How the Financial Statements Connect to Each Other
If you want informed decisions, you have to stop treating statements like separate PDFs. This section shows how they connect, and why growth can create cash strain even when profitability looks fine.
Three simple connections explain most “wait, how is this possible?” moments:
Net income flows into retained earnings on the balance sheet, which changes equity over time. Depreciation and amortization reduce profit on the income statement but do not immediately reduce cash, so they are added back on the cash flow statement. Working capital changes on the balance sheet (receivables, inventory, payables) are often the bridge that explains why cash moved differently from profit.
Here’s the classic growth scenario: Revenue jumps, net income improves, and leadership celebrates. But accounts receivable rise because customers pay later, inventory rises because you stocked up, and payables shrink because you paid vendors faster.
Cash falls anyway. The lesson is not that growth is bad. The lesson is that growth changes timing, and timing changes cash.
This is also why public companies spend so much time explaining these drivers in their annual report disclosures. If you’ve never seen the structure of that reporting, Investor.gov’s overview of how to read a 10-K shows where the financial statements sit within the broader narrative.
Key Financial Ratios Grouped By the Questions They Answer
Ratios turn into trivia fast. This section keeps them anchored to the questions company leadership actually asks, so you can effectively analyze what matters without getting lost.
Can I Pay My Bills?
Liquidity is not optional.
- Current ratio: Current assets divided by current liabilities.
- Quick ratio: (Cash + accounts receivable) divided by current liabilities.
If these weaken over time, your company’s financial position is tightening, even if the income statement looks strong.
Am I Actually Profitable?
Profitability is not “Did we have net income?”
It’s where the engine makes money:
- Gross profit margin: Gross profit divided by total revenue.
- Net profit margin: Net income divided by total revenue.
If margins compress, you’re either seeing pricing pressure, cost creep, or mix changes.

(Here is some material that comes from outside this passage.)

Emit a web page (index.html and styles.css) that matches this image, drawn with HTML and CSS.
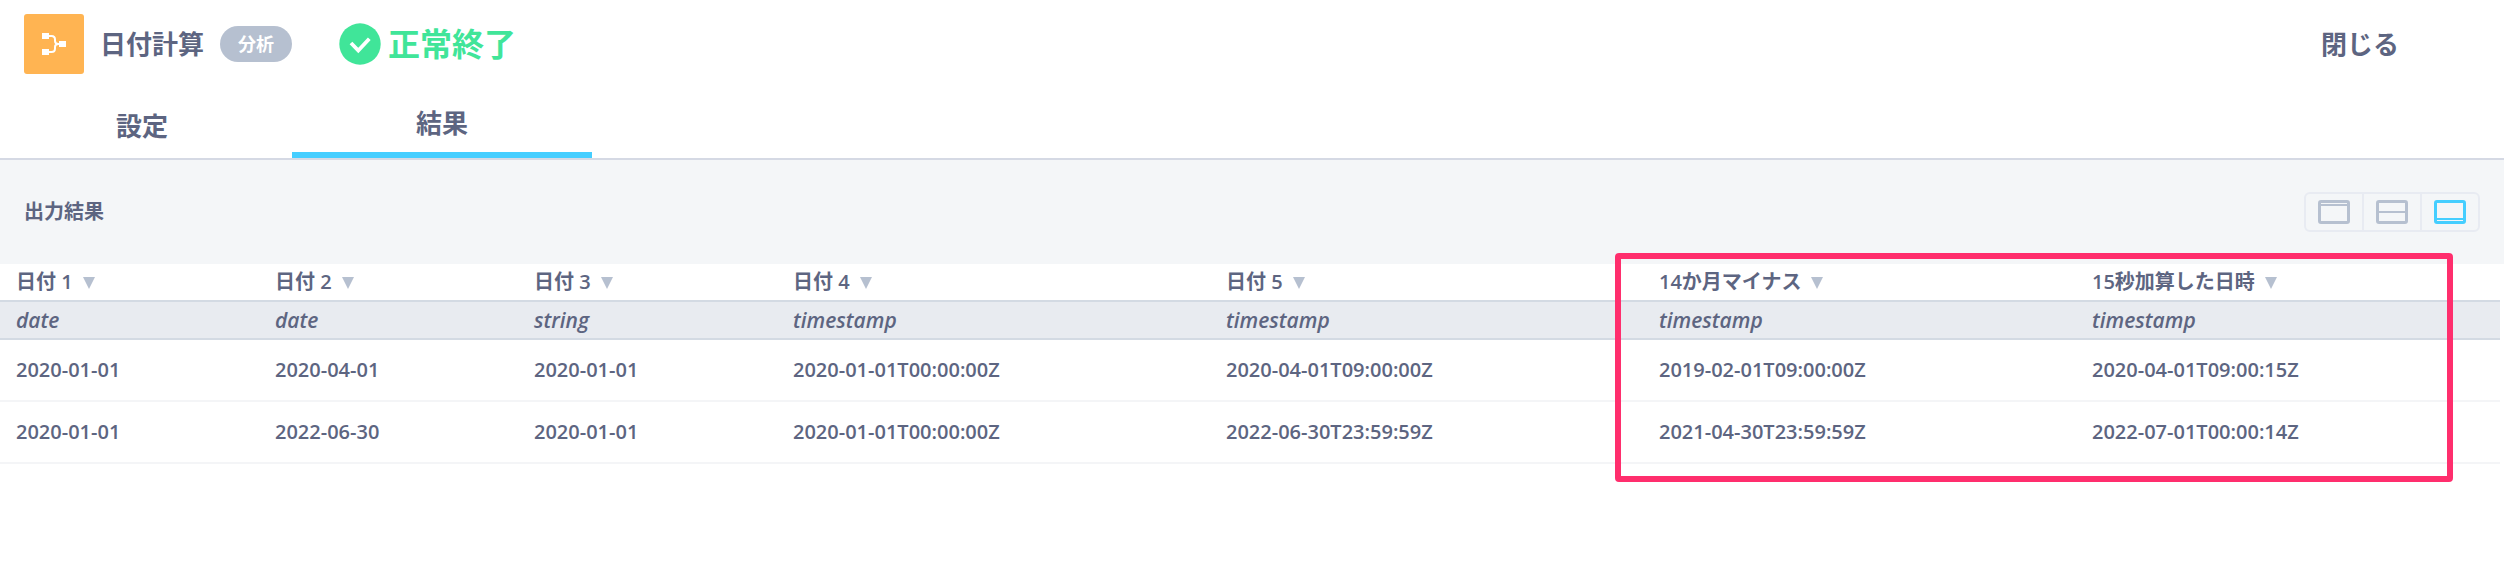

Am I Taking On Too Much Risk?
Risk shows up when obligations grow faster than capacity:
- Track debt trends and whether operating cash can realistically cover payments.

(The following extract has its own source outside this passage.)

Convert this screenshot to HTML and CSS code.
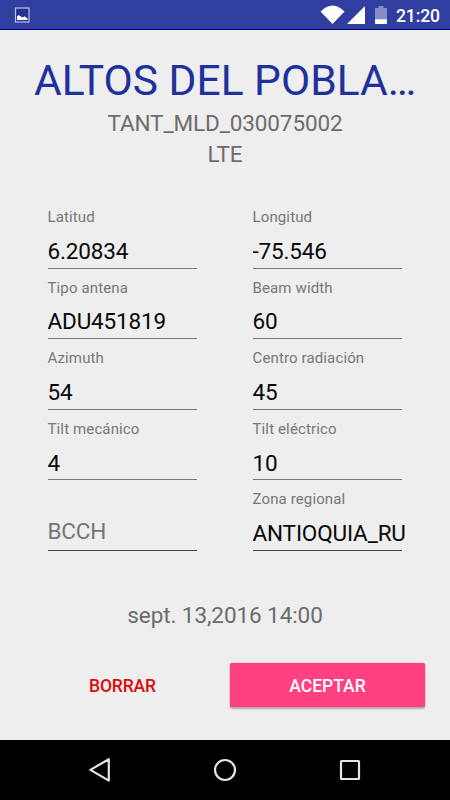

- Watch whether financing activities are funding growth or covering recurring losses.
Debt that funds future potential is different from debt that funds denial.
Am I Using Resources Well?
Efficiency is where cash hides:
- Watch the collection speed in accounts receivable.
- Watch inventory turnover to see if cash is trapped.
- Use asset turnover to see whether your company’s assets are producing enough revenue.
You don’t need a spreadsheet full of ratios. You need a few key metrics that answer your real question.
A Repeatable Workflow for Analyzing Financial Statements
A workflow keeps you out of the weeds and makes financial analysis repeatable. This section gives you a monthly process you can run quickly, plus a deeper quarterly version when you need more detail.
Start with multi-period trends before details. Pull at least 6–12 months, or multiple years if you have them. Run horizontal analysis first (what moved and by how much), then vertical analysis on the income statement (what each expense is as a percent of revenue).
Next, scan for big swings. You’re looking for anything that changes decisions: Margins, payroll, marketing efficiency, debt, receivables, inventory, and cash.
Then use three questions to guide the review:
- What changed?
- Why did it change?
- Is it sustainable?
Close by turning insights into action. Pick 3–5 moves for the next month, assign an owner, and make the next step unmistakable. That’s how analyzing financial statements becomes a leadership habit, not a quarterly panic.
Common Financial Red Flags and the Right Follow-Up Questions
Red flags are only useful if they trigger the next question.
This table gives you the “what now?” prompts that keep you moving, especially when the numbers feel contradictory:
Red Flag | Follow-up Questions |
Profits Rise While Cash Declines |
|
Margin Compression Over Time |
|
Debt Increases Without Stronger Cash Flow |
|
Large Unexplained Line Items |
|
If you can’t answer these quickly, it’s not your fault. It’s the reporting. Clean reporting creates clean decisions.
Turn Financial Statements Into Confident Decisions With Nimbl
Financial literacy is learnable. You don’t need to become an accountant to lead well. You need reporting you trust and a rhythm that turns numbers into decisions.
If you want tighter reporting that leads to clearer decisions, start by aligning on the fundamentals of financial reporting so everyone’s using the same definition of real. Then use that baseline to analyze your financial statements as a pressure test for what’s consistent, what’s noisy, and what needs cleanup. If subscriptions are part of the model, SaaS financial reporting adds the lens for recurring revenue and timing so performance and cash don’t tell different stories.
If you want help tightening the system behind the numbers and turning your review into a repeatable leadership habit, Nimbl can help you build the reporting cadence, controls, and decision process that holds up month after month.
FAQs About Analyzing Financial Statements
What Is Financial Statement Analysis?
Financial statement analysis is the process of reviewing your key financial statements to understand performance, position, and cash movement. It helps you spot problems earlier, track progress, and make decisions with more clarity.
How Do You Read Financial Statements If You Are Not an Accountant?
Start with three statements, one story. Look at trends first, then dig into the line items that actually changed. You’re looking for signals you can act on, not perfection.
What Financial Statement Should You Look at First?
If cash is tight, start with the cash flow statement. If profitability is the focus, start with the income statement and use the balance sheet to explain what’s driving the result.
What Is the Biggest Mistake People Make When Analyzing Financial Statements?
They look at one month in isolation or confuse profit with cash. Compare multiple periods, and always read cash flow alongside the income statement.
How Often Should You Review Financial Statements?
Monthly is the minimum cadence for most operators. Do a deeper quarterly review when you’re planning, forecasting, or making major strategic decisions.